What the illusion is is when you have those of your group read it and all have "the same" understanding, that means that understanding is the "right" one. The reality is that they interpret it that way themselves, because they are products of the same culture and wear the same set of lens you do. But if you have someone with years more experience, and a different culture, and different starting point, and subsequently a different lens the see through, their understanding will not be the same as that group's. And then you have those who are part of his group and they see what he sees for the same reasons. In other words, interpretations are all relative. So even if you had a magical cause who "delivered the word", or "established the tradition", people still have to interpret it. And so when they claim how there are believing is "God authorized", it's a fallacy. It's a magical projection of owns on worldview stamped with divine authority. And the next group over does the same thing, and because neither they nor you can understanding beyond thinking in these terms, wearing this particular lens, they see each other as serving the devil, or something. "Both cannot be right!", is the thought, which itself is an interpretive lens, and framework through which truth is filtered!

Everything goes through these filters. Nothing can be claimed to be authoritative as "God's word", in any objective fashion, because no one can bypass these in reading their authorities. In other words, even if that Bible were 100% dictation from God, or the prophet of a religion had a 100% accurate interpretation, YOU don't in interpreting their words. The only way you could claim such authority is if you can claim to bypass all these filters in your personal understandings, knowing directly from God, as a mouthpiece of God, or oracle, a prophet yourself. People just don't see the set of eyes they look out through. And that's the problem. They are blind to themselves, not seeing that everyone is doing exactly as them, and they doing exactly the same as those they see as confused or lost. True objectivity comes in holding no judgment. That's the beginning of wisdom.

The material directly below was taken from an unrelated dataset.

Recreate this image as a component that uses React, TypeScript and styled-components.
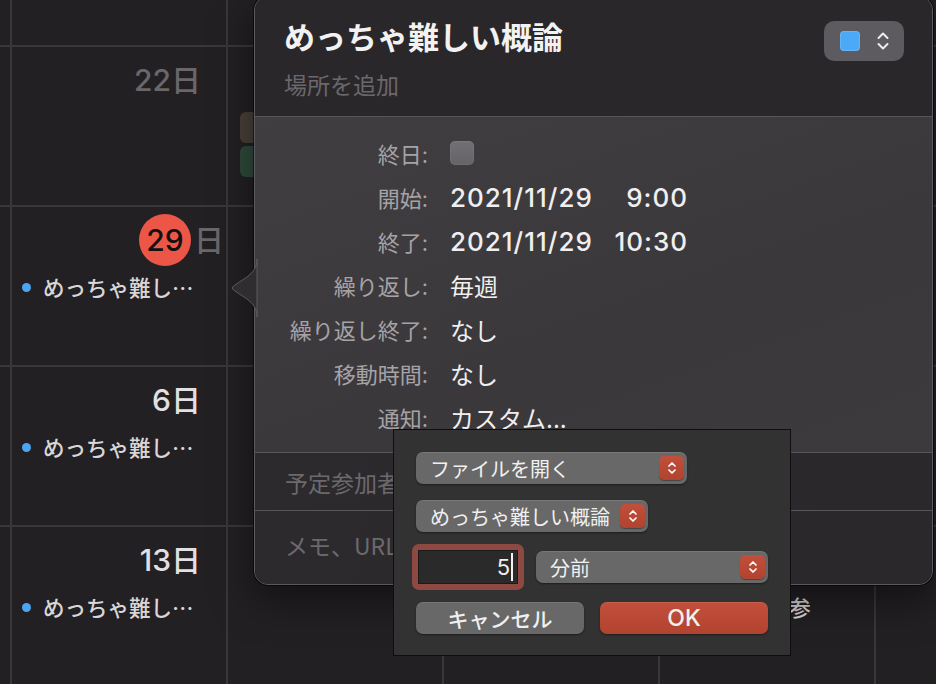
import React from "react";
import styled, { createGlobalStyle } from "styled-components";

const GlobalStyle = createGlobalStyle`
  html, body { margin: 0; padding: 0; background: #232023; }
  body {
    font-family: Inter, "Noto Sans CJK JP", sans-serif;
    -webkit-font-smoothing: antialiased;
  }
  * { box-sizing: border-box; }
`;

const LINE = "#3a373a";

const Page = styled.div`
  position: relative;
  width: 936px;
  height: 684px;
  overflow: hidden;
  background: #232023;
`;

const Grid = styled.div`
  display: grid;
  grid-template-columns: 10px repeat(5, 216px);
  grid-template-rows: 45px repeat(4, 160px);
`;

const Cell = styled.div<{ $first?: boolean; $top?: boolean }>`
  border-left: ${(p) => (p.$first ? "none" : `2px solid ${LINE}`)};
  border-top: ${(p) => (p.$top ? "none" : `2px solid ${LINE}`)};
  display: flex;
  flex-direction: column;
  padding-top: 8px;
  min-width: 0;
  overflow: hidden;
`;

const DateRow = styled.div<{ $today?: boolean }>`
  height: 50px;
  display: flex;
  justify-content: flex-end;
  align-items: center;
  padding-right: ${(p) => (p.$today ? "2px" : "25px")};
  font-size: 30px;
  font-weight: 500;
  line-height: 1;
`;

const DateText = styled.span<{ $dim?: boolean }>`
  color: ${(p) => (p.$dim ? "#6a676a" : "#e2e0e2")};
`;

const TodayCircle = styled.span`
  width: 52px;
  height: 52px;
  border-radius: 50%;
  background: #ec5646;
  color: #111;
  display: flex;
  align-items: center;
  justify-content: center;
`;

const TodaySuffix = styled.span`
  color: #6a676a;
  margin-left: 3px;
`;

const EventRow = styled.div`
  margin-top: 9px;
  height: 26px;
  display: flex;
  align-items: center;
  gap: 12px;
  padding-left: 10px;
`;

const Dot = styled.span`
  width: 9px;
  height: 9px;
  border-radius: 50%;
  background: #4aa6f2;
  flex-shrink: 0;
`;

const EventTitle = styled.span`
  font-family: "Noto Sans CJK JP", sans-serif;
  font-size: 21.5px;
  font-weight: 500;
  line-height: 26px;
  color: #d8d6d8;
  white-space: nowrap;
`;

const Block = styled.div<{ $color: string; $top: number }>`
  margin: ${(p) => p.$top}px 0 0 12px;
  height: 31px;
  border-radius: 6px;
  background: ${(p) => p.$color};
`;

/* ---------- Popover ---------- */

const Popover = styled.section`
  position: absolute;
  left: 254px;
  top: -4px;
  width: 679px;
  height: 589px;
  border-radius: 14px;
  border: 1px solid #5c5a5e;
  box-shadow: 0 0 0 1px rgba(0, 0, 0, 0.55), 0 14px 40px rgba(0, 0, 0, 0.5);
  overflow: hidden;
  display: flex;
  flex-direction: column;
  background: #2c292d;
`;

const Arrow = styled.svg`
  position: absolute;
  left: 230px;
  top: 259px;
  width: 28px;
  height: 58px;
  overflow: visible;
`;

const Header = styled.header`
  height: 120px;
  flex-shrink: 0;
  padding: 19px 28px 0 29px;
  background: #2a272b;
  border-bottom: 1px solid #57555a;
`;

const TitleRow = styled.div`
  display: flex;
  justify-content: space-between;
  align-items: flex-start;
`;

const Title = styled.h1`
  margin: 0;
  font-family: "Noto Sans CJK JP", sans-serif;
  font-size: 31px;
  font-weight: 700;
  line-height: 40px;
  color: #f2f2f2;
`;

const SwatchButton = styled.div`
  margin-top: 5px;
  width: 80px;
  height: 40px;
  border-radius: 10px;
  background: #5d5b5f;
  display: flex;
  align-items: center;
  padding-left: 16px;
  gap: 17px;
`;

const Swatch = styled.span`
  width: 20px;
  height: 20px;
  border-radius: 4px;
  background: #4ba9f5;
  box-shadow: inset 0 0 0 1px rgba(255, 255, 255, 0.15);
`;

const Subtitle = styled.div`
  margin-top: 8px;
  font-family: "Noto Sans CJK JP", sans-serif;
  font-size: 23px;
  line-height: 30px;
  color: #6b686c;
`;

const Body = styled.div`
  height: 335px;
  flex-shrink: 0;
  background: linear-gradient(160deg, #413e42 0%, #3b383c 60%, #3d3a3e 100%);
  padding: 14px 0 13px;
  display: grid;
  grid-template-columns: 173px 1fr;
  column-gap: 22px;
  grid-auto-rows: 44px;
  align-items: center;
`;

const Label = styled.div`
  text-align: right;
  font-size: 22px;
  color: #a6a3a7;
  white-space: nowrap;
`;

const Value = styled.div`
  display: flex;
  align-items: center;
  font-size: 24px;
  color: #f0eff0;
  white-space: nowrap;
`;

const DatePart = styled.span`
  width: 143px;
  font-size: 26px;
  font-weight: 500;
  letter-spacing: 1px;
`;

const TimePart = styled.span`
  width: 95px;
  text-align: right;
  font-size: 26px;
  font-weight: 500;
  letter-spacing: 1px;
`;

const Checkbox = styled.span`
  width: 24px;
  height: 24px;
  border-radius: 5px;
  background: linear-gradient(#727074, #656367);
  box-shadow: inset 0 0 0 1px rgba(255, 255, 255, 0.06);
`;

const Section = styled.div<{ $grow?: boolean }>`
  border-top: 1px solid #58565a;
  padding-left: 30px;
  font-family: "Noto Sans CJK JP", sans-serif;
  font-size: 23px;
  line-height: 30px;
  color: #6c696d;
  display: flex;
  align-items: ${(p) => (p.$grow ? "flex-start" : "center")};
  height: ${(p) => (p.$grow ? "auto" : "58px")};
  flex: ${(p) => (p.$grow ? "1" : "none")};
  padding-top: ${(p) => (p.$grow ? "19px" : "0")};
  background: linear-gradient(100deg, #2d2a2e, #2b282c);
`;

/* ---------- Dialog ---------- */

const Dialog = styled.div`
  position: absolute;
  left: 393px;
  top: 429px;
  width: 398px;
  height: 227px;
  background: #323232;
  border: 1px solid #0e0e0e;
  padding: 22px 22px 0 22px;
  display: flex;
  flex-direction: column;
  align-items: flex-start;
`;

const PopupButton = styled.div<{ $width: number; $mt?: number }>`
  width: ${(p) => p.$width}px;
  margin-top: ${(p) => p.$mt ?? 0}px;
  height: 32px;
  border-radius: 7px;
  background: #686868;
  box-shadow: inset 0 1px 0 rgba(255, 255, 255, 0.1), 0 1px 2px rgba(0, 0, 0, 0.45);
  display: flex;
  align-items: center;
  justify-content: space-between;
  padding: 0 3px 0 14px;
  font-family: Inter, "Noto Sans CJK JP", sans-serif;
  font-size: 20px;
  color: #f0f0f0;
  white-space: nowrap;
`;

const Stepper = styled.span`
  width: 25px;
  height: 24px;
  border-radius: 5px;
  background: linear-gradient(#c04f3b, #b0432f);
  box-shadow: 0 1px 1px rgba(0, 0, 0, 0.35);
  display: flex;
  align-items: center;
  justify-content: center;
`;

const FieldRow = styled.div`
  margin-top: 12px;
  margin-left: -4px;
  height: 46px;
  display: flex;
  align-items: center;
  gap: 12px;
`;

const FocusRing = styled.div`
  width: 112px;
  height: 46px;
  border-radius: 7px;
  background: #8e4a42;
  padding: 6px;
`;

const Field = styled.div`
  width: 100%;
  height: 100%;
  background: #2a2a2a;
  border: 1px solid #1b1b1b;
  display: flex;
  align-items: center;
  justify-content: flex-end;
  padding-right: 4px;
  font-size: 22px;
  color: #efefef;
`;

const Caret = styled.span`
  width: 2px;
  height: 28px;
  background: #f2f2f2;
  margin-left: 1px;
`;

const ButtonRow = styled.div`
  margin-top: 12px;
  display: flex;
  gap: 16px;
`;

const Button = styled.div<{ $primary?: boolean }>`
  width: 168px;
  height: 32px;
  border-radius: 7px;
  background: ${(p) => (p.$primary ? "linear-gradient(#c24f3b, #b2432f)" : "#686868")};
  box-shadow: inset 0 1px 0 rgba(255, 255, 255, 0.1), 0 1px 2px rgba(0, 0, 0, 0.45);
  display: flex;
  align-items: center;
  justify-content: center;
  font-family: Inter, "Noto Sans CJK JP", sans-serif;
  font-size: ${(p) => (p.$primary ? "23px" : "21px")};
  font-weight: 500;
  color: #f0f0f0;
`;

/* ---------- Icons ---------- */

const UpDown = () => (
  <svg width={12} height={20} viewBox="0 0 12 20" fill="none">
    <path d="M1.5 7 L6 2.5 L10.5 7" stroke="#ececec" strokeWidth={2} strokeLinecap="round" strokeLinejoin="round" />
    <path d="M1.5 13 L6 17.5 L10.5 13" stroke="#ececec" strokeWidth={2} strokeLinecap="round" strokeLinejoin="round" />
  </svg>
);

const StepIcon = () => (
  <Stepper>
    <svg width="10" height="14" viewBox="0 0 10 14" fill="none">
      <path d="M2 5 L5 2 L8 5" stroke="#fff" strokeWidth="1.7" strokeLinecap="round" strokeLinejoin="round" />
      <path d="M2 9 L5 12 L8 9" stroke="#fff" strokeWidth="1.7" strokeLinecap="round" strokeLinejoin="round" />
    </svg>
  </Stepper>
);

/* ---------- Data ---------- */

type CellData = {
  date?: string;
  dim?: boolean;
  today?: string;
  events?: string[];
  blocks?: { color: string; top: number }[];
};

const EV = "めっちゃ難し…";

const rows: CellData[][] = [
  [{}, {}, {}, {}, {}, {}],
  [{}, { date: "22日", dim: true }, { blocks: [{ color: "#4a4137", top: 7 }, { color: "#2e4b3b", top: 3 }] }, {}, {}, {}],
  [{}, { today: "29", events: [EV] }, {}, {}, {}, {}],
  [{}, { date: "6日", events: [EV] }, {}, {}, {}, {}],
  [{}, { date: "13日", events: [EV] }, {}, {}, { events: ["4限の授業参"] }, {}],
];

const details: { label: string; value: React.ReactNode }[] = [
  { label: "終日:", value: <Checkbox /> },
  { label: "開始:", value: (<><DatePart>2021/11/29</DatePart><TimePart>9:00</TimePart></>) },
  { label: "終了:", value: (<><DatePart>2021/11/29</DatePart><TimePart>10:30</TimePart></>) },
  { label: "繰り返し:", value: "毎週" },
  { label: "繰り返し終了:", value: "なし" },
  { label: "移動時間:", value: "なし" },
  { label: "通知:", value: "カスタム..." },
];

export default function App() {
  return (
    <Page>
      <GlobalStyle />
      <Grid>
        {rows.map((row, ri) =>
          row.map((c, ci) => (
            <Cell key={`${ri}-${ci}`} $first={ci === 0} $top={ri === 0}>
              {ri > 0 && ci > 0 && (
                <DateRow $today={!!c.today}>
                  {c.today ? (
                    <>
                      <TodayCircle>{c.today}</TodayCircle>
                      <TodaySuffix>日</TodaySuffix>
                    </>
                  ) : (
                    c.date && <DateText $dim={c.dim}>{c.date}</DateText>
                  )}
                </DateRow>
              )}
              {c.blocks?.map((b, i) => (
                <Block key={i} $color={b.color} $top={b.top} />
              ))}
              {c.events?.map((e, i) => (
                <EventRow key={i}>
                  <Dot />
                  <EventTitle>{e}</EventTitle>
                </EventRow>
              ))}
            </Cell>
          ))
        )}
      </Grid>

      <Popover>
        <Header>
          <TitleRow>
            <Title>めっちゃ難しい概論</Title>
            <SwatchButton>
              <Swatch />
              <UpDown />
            </SwatchButton>
          </TitleRow>
          <Subtitle>場所を追加</Subtitle>
        </Header>
        <Body>
          {details.map((d) => (
            <React.Fragment key={d.label}>
              <Label>{d.label}</Label>
              <Value>{d.value}</Value>
            </React.Fragment>
          ))}
        </Body>
        <Section>予定参加者</Section>
        <Section $grow>メモ、URL</Section>
      </Popover>

      <Arrow viewBox="0 0 28 58">
        <path
          d="M27 0 C27 9 23 13 17 18 L3.5 27 Q0.5 29 3.5 31 L17 40 C23 45 27 49 27 58 Z"
          fill="#302d31"
          stroke="#5c5a5e"
          strokeWidth="1"
        />
      </Arrow>

      <Dialog>
        <PopupButton $width={271}>
          ファイルを開く
          <StepIcon />
        </PopupButton>
        <PopupButton $width={232} $mt={16}>
          めっちゃ難しい概論
          <StepIcon />
        </PopupButton>
        <FieldRow>
          <FocusRing>
            <Field>
              5<Caret />
            </Field>
          </FocusRing>
          <PopupButton $width={232}>
            分前
            <StepIcon />
          </PopupButton>
        </FieldRow>
        <ButtonRow>
          <Button>キャンセル</Button>
          <Button $primary>OK</Button>
        </ButtonRow>
      </Dialog>
    </Page>
  );
}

Well in my first message I was just pointing out that the idea of the "bible alone" is the only rule of faith was developed by Martin Luther in the 1500s. Before this, there was Bible, Sacred Tradition, and Church Authority. If it is right or wrong, was not my point. I was just explaining what early Christians believed and what modern Catholics and Orthodox Christians still believe.

It does require faith, just like it requires Buddhists to have faith in the belief of Buddha's enlightenment, and not think he was simply mentally ill. And faith in the part of muslims that Mohammed was a prophet and not also mentally ill, etc.